Our last day in the sandbox, I weighed myself with and without my "walking around the base" gear. No pack. No water. No radio. No extra anything. I was wearing 65 pounds of gear.

Anonymous said...

One could note that the "learn how to use your weapon" approach works at all levels.

Having recently moved from NJ (spit) to the free state of PA, I'm going to be getting my CCW and will be shopping for my first actual carry pistol. Honestly, I'm leaning toward a 9 mm. But Mark, you may say, you HAVE to have a pistol who's caliber begins with a "4"!

While I respect the late Jeff Cooper (RIP) as much as anyone, 9 mil surplus ball ammo is cheap and plentiful, which means I can practice a LOT without my wife having a "discussion" about my ammo budget, which means that if the balloon goes up I'm more likely to actually HIT what I'm shooting at. So in a range session shoot a few hundred rounds of ball, then a couple mags of more expensive carry ammo just to prove reliability, and go home with cash in my wallet. Honestly, a hit with a 9 MM is more effective than a miss with a .45.

Mark D

Aesop said...

I like .45s because I know they're proven man-stoppers.

That said, so is the 9mm.

I have no problem carrying a 9mm for that, because I know that while the first round alone may not curb someone's enthusiasm, the other 10-15 rounds coming in behind it will do that job nicely.

cf.
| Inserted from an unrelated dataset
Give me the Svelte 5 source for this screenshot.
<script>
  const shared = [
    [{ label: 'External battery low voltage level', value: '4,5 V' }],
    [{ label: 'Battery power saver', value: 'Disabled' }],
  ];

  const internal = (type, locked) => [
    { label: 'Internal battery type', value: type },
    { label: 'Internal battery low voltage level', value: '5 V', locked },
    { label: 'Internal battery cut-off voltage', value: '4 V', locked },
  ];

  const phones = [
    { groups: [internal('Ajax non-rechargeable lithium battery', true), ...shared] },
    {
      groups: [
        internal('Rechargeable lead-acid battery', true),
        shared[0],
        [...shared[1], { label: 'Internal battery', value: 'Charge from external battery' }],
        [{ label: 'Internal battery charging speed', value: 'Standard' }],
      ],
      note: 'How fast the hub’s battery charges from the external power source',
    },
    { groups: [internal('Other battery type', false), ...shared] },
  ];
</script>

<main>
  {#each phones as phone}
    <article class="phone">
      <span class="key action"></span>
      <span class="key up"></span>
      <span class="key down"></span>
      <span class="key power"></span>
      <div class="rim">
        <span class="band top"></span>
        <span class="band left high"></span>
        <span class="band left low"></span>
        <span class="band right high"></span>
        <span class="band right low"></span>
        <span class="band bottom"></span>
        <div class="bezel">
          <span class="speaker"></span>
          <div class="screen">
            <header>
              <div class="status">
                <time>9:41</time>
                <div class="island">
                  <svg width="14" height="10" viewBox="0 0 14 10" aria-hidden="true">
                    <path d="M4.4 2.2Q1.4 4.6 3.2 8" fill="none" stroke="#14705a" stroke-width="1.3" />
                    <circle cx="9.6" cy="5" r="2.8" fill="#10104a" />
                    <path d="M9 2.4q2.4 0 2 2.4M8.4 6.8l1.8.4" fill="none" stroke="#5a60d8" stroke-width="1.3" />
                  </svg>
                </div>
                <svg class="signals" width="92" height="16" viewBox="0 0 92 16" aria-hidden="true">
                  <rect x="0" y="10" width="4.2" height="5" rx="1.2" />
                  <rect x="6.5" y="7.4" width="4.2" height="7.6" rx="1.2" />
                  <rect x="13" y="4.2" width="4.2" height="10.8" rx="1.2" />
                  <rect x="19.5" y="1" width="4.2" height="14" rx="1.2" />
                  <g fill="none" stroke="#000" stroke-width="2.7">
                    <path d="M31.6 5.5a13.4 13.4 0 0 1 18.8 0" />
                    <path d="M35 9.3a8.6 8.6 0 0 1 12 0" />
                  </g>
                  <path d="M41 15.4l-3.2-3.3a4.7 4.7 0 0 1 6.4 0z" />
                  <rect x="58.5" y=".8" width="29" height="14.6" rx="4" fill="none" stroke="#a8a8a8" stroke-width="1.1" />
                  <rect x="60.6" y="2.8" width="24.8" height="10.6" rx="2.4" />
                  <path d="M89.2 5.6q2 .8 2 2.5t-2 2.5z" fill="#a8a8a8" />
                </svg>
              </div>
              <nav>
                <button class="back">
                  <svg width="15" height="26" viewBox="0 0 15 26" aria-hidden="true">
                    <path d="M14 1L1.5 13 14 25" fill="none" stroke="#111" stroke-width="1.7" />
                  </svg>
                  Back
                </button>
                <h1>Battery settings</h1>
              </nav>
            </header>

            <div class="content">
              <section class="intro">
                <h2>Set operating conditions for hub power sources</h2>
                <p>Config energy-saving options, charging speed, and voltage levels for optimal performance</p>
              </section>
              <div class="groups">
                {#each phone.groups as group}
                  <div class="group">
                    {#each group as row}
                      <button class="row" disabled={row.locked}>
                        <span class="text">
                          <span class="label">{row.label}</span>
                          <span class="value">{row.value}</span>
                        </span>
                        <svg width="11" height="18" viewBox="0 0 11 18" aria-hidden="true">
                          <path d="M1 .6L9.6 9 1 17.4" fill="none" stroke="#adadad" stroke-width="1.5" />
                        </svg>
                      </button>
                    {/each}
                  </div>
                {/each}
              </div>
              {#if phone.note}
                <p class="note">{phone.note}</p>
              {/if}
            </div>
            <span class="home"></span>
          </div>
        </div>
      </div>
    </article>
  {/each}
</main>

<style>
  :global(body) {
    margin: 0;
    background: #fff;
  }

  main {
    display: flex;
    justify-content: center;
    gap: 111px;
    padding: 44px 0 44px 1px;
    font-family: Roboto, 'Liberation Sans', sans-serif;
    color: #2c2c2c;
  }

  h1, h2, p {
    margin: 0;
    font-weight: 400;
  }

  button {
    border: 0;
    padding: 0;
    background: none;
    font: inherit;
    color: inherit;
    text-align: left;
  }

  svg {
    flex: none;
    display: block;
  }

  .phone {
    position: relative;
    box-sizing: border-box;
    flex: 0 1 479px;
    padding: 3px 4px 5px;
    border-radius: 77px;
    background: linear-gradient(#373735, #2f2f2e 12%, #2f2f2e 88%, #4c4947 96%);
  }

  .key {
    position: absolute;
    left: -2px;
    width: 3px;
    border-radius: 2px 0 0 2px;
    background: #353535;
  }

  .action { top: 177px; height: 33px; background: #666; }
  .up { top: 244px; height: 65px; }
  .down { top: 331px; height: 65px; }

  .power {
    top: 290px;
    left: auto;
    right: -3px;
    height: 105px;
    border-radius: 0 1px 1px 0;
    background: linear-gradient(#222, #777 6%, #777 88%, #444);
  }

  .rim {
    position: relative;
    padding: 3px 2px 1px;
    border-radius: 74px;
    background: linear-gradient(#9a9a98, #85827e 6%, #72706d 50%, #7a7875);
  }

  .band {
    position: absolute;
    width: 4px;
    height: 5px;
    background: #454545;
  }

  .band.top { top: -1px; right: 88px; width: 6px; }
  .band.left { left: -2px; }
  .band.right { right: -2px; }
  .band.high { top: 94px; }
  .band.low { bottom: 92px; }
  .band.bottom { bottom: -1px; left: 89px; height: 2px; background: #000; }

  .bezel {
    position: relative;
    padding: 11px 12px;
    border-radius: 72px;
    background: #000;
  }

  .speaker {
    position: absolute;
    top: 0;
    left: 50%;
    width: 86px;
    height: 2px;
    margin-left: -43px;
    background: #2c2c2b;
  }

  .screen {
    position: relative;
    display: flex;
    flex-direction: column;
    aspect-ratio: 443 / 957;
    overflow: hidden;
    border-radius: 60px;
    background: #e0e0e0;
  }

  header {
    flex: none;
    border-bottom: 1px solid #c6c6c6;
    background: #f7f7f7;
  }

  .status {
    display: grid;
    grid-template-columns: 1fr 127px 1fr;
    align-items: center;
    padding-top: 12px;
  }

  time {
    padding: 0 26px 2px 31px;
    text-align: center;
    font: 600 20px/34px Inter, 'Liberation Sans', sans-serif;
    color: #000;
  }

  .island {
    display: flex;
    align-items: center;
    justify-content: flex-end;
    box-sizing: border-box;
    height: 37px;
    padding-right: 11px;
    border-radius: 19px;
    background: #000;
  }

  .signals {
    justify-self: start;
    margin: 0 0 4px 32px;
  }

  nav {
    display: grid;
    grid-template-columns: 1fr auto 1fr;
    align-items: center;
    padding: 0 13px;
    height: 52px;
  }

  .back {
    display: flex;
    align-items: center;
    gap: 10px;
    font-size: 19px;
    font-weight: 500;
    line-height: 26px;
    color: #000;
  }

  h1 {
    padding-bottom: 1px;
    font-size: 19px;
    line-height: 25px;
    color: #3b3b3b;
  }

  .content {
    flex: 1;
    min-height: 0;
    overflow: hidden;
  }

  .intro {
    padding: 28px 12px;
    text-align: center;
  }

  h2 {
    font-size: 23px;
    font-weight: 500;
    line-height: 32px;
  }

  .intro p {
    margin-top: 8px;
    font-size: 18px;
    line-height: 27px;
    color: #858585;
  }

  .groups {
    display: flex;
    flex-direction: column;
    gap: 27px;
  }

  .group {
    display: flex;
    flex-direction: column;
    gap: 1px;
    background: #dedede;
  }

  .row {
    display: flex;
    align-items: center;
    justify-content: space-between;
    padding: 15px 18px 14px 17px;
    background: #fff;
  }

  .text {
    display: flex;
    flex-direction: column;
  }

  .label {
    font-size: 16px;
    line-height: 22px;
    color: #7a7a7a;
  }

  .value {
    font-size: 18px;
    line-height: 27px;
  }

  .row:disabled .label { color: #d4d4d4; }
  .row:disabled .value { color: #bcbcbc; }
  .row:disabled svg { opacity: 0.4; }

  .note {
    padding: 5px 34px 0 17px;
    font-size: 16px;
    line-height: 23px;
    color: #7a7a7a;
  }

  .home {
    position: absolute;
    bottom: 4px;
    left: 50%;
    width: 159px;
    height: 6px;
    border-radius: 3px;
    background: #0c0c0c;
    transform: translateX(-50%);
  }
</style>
Support You Local Sheriff:
"Why, that badge must've saved the life of the man wearing it!"
"Well, it sure would have, if it wasn't for all those other bullets flying in from every which way."

At one point, the bedside gun was a single-action Ruger .45. I was doing cowboy action shooting 2-4 times a month, and I had zero doubts about my ability then to put all six rounds in a space the size of a coffee saucer out to 25 yards, at mutiple targets if necessary, in under a few seconds, and I was using full-power loads and bullets. Because I'd done it 2000 times already. Train like you fight, and fight like you train, is always the go-to selection.

Jack said...

Out of all the crap given to bolt onto my rifle I was down to an ACOG, BUIS, and two point sling. Heresey I've recently heard from a young Marine (less than a year out): no longer putting much training on iron sights. So there is going to be a generation of fighting men that can't shoot with iron sights.

Aesop said...



Anonymous said...

Seems to me the biggest problem with all this gadgetry is a little three letter thing called EMP. Doesn't even need to be a big one from a nuclear explosion. Imagine the other side with a dedicated force that carries man portable EMP guns. I'd bet there are other creative ways to do this.

Oh.. and the solar panels.. obviously the pogues at ONR don't know that it ALWAYS rains when you are in the field. Unless it snows.

Pat H. said...

You're mostly right, Aesop. However, the German Panzer Faust was far superior to the bazooka, and that's what became the RPG.

The latest RPG round, RPG-29 or the RPG-32, are great manpads weapons out to 400 meters.

Wish I had hundreds of them to hand out.

Grog said...



Aesop said...


None of which was the direction we went in after we dropped the 3.5".
Idiocies like the LAAW, M202, and various other vendor-pushed jackassery have been the norm, not simplicity and battlefield effectiveness. Even Big Green had to eat shit and reintroduce the retired M67 90mm Recoilless in Afghanistan, because of the gap never filled after it was pulled in the 1990s.

And then they killed it again.

The idiots never learn.

Stephen said...

You, sir, have a talent. It's like reading Col Jessup's speech in every paragraph.

Angantyr said...

"...and you could give them phased plasma rifles in the 40W range,..."

Make mine an M56 Smart Gun in 10mm Caseless HE!

Though I'll settle for an M-21A Pulse Rifle...

Anonymous said...

The 3.5" was a good piece; I'm old enough to have learned it in Armorer's school. We absolutely should buy and field the RPG system. Some of those new rounds are the shizzle.
As ever, you're spot on with "No Change".
The M67 needs to be kept as well. One thing learned from Hue was the value of the little "Ontos" in a city fight; the 106's paid for themselves in that fracas.
As I'm in my dotage, I'm refining my own "combat load" and spending lots of time and ammunition on my M4. I'm NOT gonna be able to move with anything heavier.
Boat Guy

outdoorspro said...

So this it what it reads like when an infantry guy learns how to use words.

Awesome. Excellent points and well said. Keep up the great work.

Ragin' Dave said...

I pulled recruiting duty with an Infantry guy (DA Select: Yes, you WILL eat that shit sammich for three years!) He had never qualified on iron sights. ACOG only. With the ACOG he was Expert every time. Iron sights? Marksman at best.

But I've also served with Infantry COs who demanded their troops use iron sights until they were experts and then give them the fancy toys. It varies from unit to unit. Good CO, good training. Crappy CO, crappy training. Same as it ever was.

Anonymous said...

I felt like I was taught shooting basics pretty well in the Marines - M16A2 with iron sights out to 500 yards in Boot Camp. After that, I regularly carried my rifle around (radio operator in the infantry) and very rarely fired it other than for annual re-qualification.

Then I went to a National Guard unit where I rarely even touched my rifle. Marksmanship is a perishable skill, but unless a Marine / Soldier buys his own weapon, ammo, and secures a decent place to shoot - the service is perfectly happy to let it perish (if it ever existed - I've seen new soldiers who can't shoot worth a damn right out of training).